====== SOURCE EXCERPT ======

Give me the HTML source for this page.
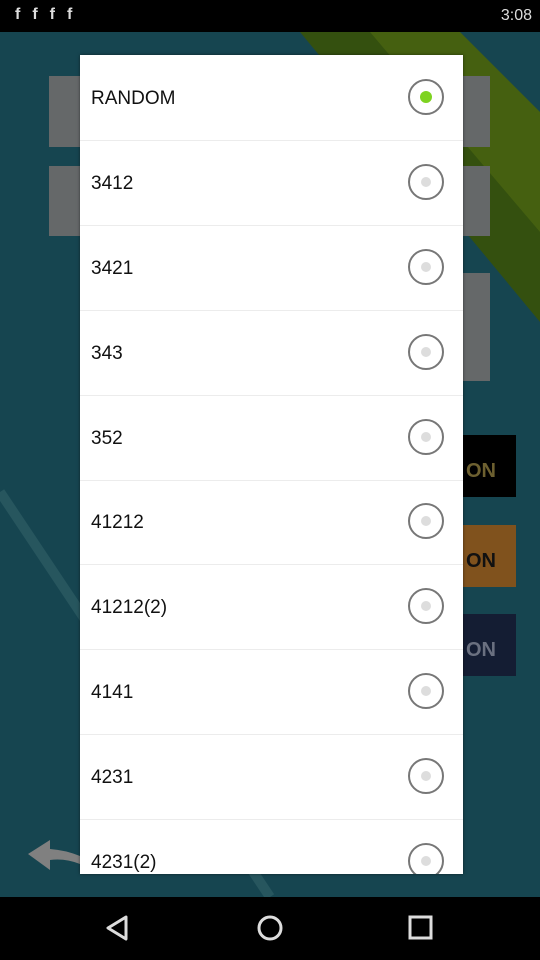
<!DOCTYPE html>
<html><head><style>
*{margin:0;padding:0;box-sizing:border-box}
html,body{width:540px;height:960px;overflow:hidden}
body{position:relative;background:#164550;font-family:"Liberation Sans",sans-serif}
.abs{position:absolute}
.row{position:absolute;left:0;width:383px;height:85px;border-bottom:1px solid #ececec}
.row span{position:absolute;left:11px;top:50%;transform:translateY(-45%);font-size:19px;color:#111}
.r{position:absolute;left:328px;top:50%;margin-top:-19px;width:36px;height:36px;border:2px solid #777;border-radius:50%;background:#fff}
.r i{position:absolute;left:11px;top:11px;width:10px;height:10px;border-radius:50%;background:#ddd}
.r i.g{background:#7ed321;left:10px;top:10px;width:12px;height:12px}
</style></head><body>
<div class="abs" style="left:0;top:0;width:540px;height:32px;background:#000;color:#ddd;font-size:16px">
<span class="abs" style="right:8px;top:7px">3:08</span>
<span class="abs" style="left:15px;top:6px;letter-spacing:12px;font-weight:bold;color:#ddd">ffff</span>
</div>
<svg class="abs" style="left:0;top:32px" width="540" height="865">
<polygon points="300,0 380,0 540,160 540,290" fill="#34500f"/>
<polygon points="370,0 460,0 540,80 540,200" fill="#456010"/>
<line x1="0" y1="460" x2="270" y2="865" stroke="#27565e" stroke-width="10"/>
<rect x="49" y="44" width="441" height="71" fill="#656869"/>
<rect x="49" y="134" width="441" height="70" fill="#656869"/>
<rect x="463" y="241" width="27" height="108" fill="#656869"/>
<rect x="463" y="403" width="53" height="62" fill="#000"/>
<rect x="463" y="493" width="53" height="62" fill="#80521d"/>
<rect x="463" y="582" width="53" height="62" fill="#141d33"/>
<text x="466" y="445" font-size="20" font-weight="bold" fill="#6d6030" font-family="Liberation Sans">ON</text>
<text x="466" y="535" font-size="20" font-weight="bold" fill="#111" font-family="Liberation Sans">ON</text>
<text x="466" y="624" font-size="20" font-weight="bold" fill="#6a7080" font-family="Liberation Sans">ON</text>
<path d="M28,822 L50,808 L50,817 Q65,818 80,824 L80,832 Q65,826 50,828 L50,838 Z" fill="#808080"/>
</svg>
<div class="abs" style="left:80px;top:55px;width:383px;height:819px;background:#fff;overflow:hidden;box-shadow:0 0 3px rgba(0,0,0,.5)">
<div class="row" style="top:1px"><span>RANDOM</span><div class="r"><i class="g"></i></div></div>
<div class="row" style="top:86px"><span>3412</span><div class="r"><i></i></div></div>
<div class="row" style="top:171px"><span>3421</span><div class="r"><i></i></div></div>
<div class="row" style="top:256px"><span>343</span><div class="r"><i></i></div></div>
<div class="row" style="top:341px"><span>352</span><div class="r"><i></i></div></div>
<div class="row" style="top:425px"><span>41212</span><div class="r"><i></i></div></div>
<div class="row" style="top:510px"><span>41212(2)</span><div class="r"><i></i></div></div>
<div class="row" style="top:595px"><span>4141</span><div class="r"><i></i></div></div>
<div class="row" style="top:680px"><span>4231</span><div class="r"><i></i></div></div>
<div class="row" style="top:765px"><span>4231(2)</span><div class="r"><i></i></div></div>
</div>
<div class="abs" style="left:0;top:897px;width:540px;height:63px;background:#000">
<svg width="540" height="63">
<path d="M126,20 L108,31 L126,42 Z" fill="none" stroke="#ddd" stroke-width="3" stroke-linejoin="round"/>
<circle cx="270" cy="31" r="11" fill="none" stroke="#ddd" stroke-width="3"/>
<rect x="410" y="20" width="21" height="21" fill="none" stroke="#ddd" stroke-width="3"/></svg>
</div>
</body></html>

======

## WRITTEN PROBLEM:
What is needed is an exact reproduction of the data, pictures excluded.

## WORKED SOLUTION:
Give me the HTML source for this page.
<!DOCTYPE html>
<html><head><style>
*{margin:0;padding:0;box-sizing:border-box}
html,body{width:540px;height:960px;overflow:hidden}
body{position:relative;background:#164550;font-family:"Liberation Sans",sans-serif}
.abs{position:absolute}
.row{position:absolute;left:0;width:383px;height:85px;border-bottom:1px solid #ececec}
.row span{position:absolute;left:11px;top:50%;transform:translateY(-45%);font-size:19px;color:#111}
.r{position:absolute;left:328px;top:50%;margin-top:-19px;width:36px;height:36px;border:2px solid #777;border-radius:50%;background:#fff}
.r i{position:absolute;left:11px;top:11px;width:10px;height:10px;border-radius:50%;background:#ddd}
.r i.g{background:#7ed321;left:10px;top:10px;width:12px;height:12px}
</style></head><body>
<div class="abs" style="left:0;top:0;width:540px;height:32px;background:#000;color:#ddd;font-size:16px">
<span class="abs" style="right:8px;top:7px">3:08</span>
<span class="abs" style="left:15px;top:6px;letter-spacing:12px;font-weight:bold;color:#ddd">ffff</span>
</div>
<svg class="abs" style="left:0;top:32px" width="540" height="865">
<polygon points="300,0 380,0 540,160 540,290" fill="#34500f"/>
<polygon points="370,0 460,0 540,80 540,200" fill="#456010"/>
<line x1="0" y1="460" x2="270" y2="865" stroke="#27565e" stroke-width="10"/>
<rect x="49" y="44" width="441" height="71" fill="#656869"/>
<rect x="49" y="134" width="441" height="70" fill="#656869"/>
<rect x="463" y="241" width="27" height="108" fill="#656869"/>
<rect x="463" y="403" width="53" height="62" fill="#000"/>
<rect x="463" y="493" width="53" height="62" fill="#80521d"/>
<rect x="463" y="582" width="53" height="62" fill="#141d33"/>
<text x="466" y="445" font-size="20" font-weight="bold" fill="#6d6030" font-family="Liberation Sans">ON</text>
<text x="466" y="535" font-size="20" font-weight="bold" fill="#111" font-family="Liberation Sans">ON</text>
<text x="466" y="624" font-size="20" font-weight="bold" fill="#6a7080" font-family="Liberation Sans">ON</text>
<path d="M28,822 L50,808 L50,817 Q65,818 80,824 L80,832 Q65,826 50,828 L50,838 Z" fill="#808080"/>
</svg>
<div class="abs" style="left:80px;top:55px;width:383px;height:819px;background:#fff;overflow:hidden;box-shadow:0 0 3px rgba(0,0,0,.5)">
<div class="row" style="top:1px"><span>RANDOM</span><div class="r"><i class="g"></i></div></div>
<div class="row" style="top:86px"><span>3412</span><div class="r"><i></i></div></div>
<div class="row" style="top:171px"><span>3421</span><div class="r"><i></i></div></div>
<div class="row" style="top:256px"><span>343</span><div class="r"><i></i></div></div>
<div class="row" style="top:341px"><span>352</span><div class="r"><i></i></div></div>
<div class="row" style="top:425px"><span>41212</span><div class="r"><i></i></div></div>
<div class="row" style="top:510px"><span>41212(2)</span><div class="r"><i></i></div></div>
<div class="row" style="top:595px"><span>4141</span><div class="r"><i></i></div></div>
<div class="row" style="top:680px"><span>4231</span><div class="r"><i></i></div></div>
<div class="row" style="top:765px"><span>4231(2)</span><div class="r"><i></i></div></div>
</div>
<div class="abs" style="left:0;top:897px;width:540px;height:63px;background:#000">
<svg width="540" height="63">
<path d="M126,20 L108,31 L126,42 Z" fill="none" stroke="#ddd" stroke-width="3" stroke-linejoin="round"/>
<circle cx="270" cy="31" r="11" fill="none" stroke="#ddd" stroke-width="3"/>
<rect x="410" y="20" width="21" height="21" fill="none" stroke="#ddd" stroke-width="3"/></svg>
</div>
</body></html>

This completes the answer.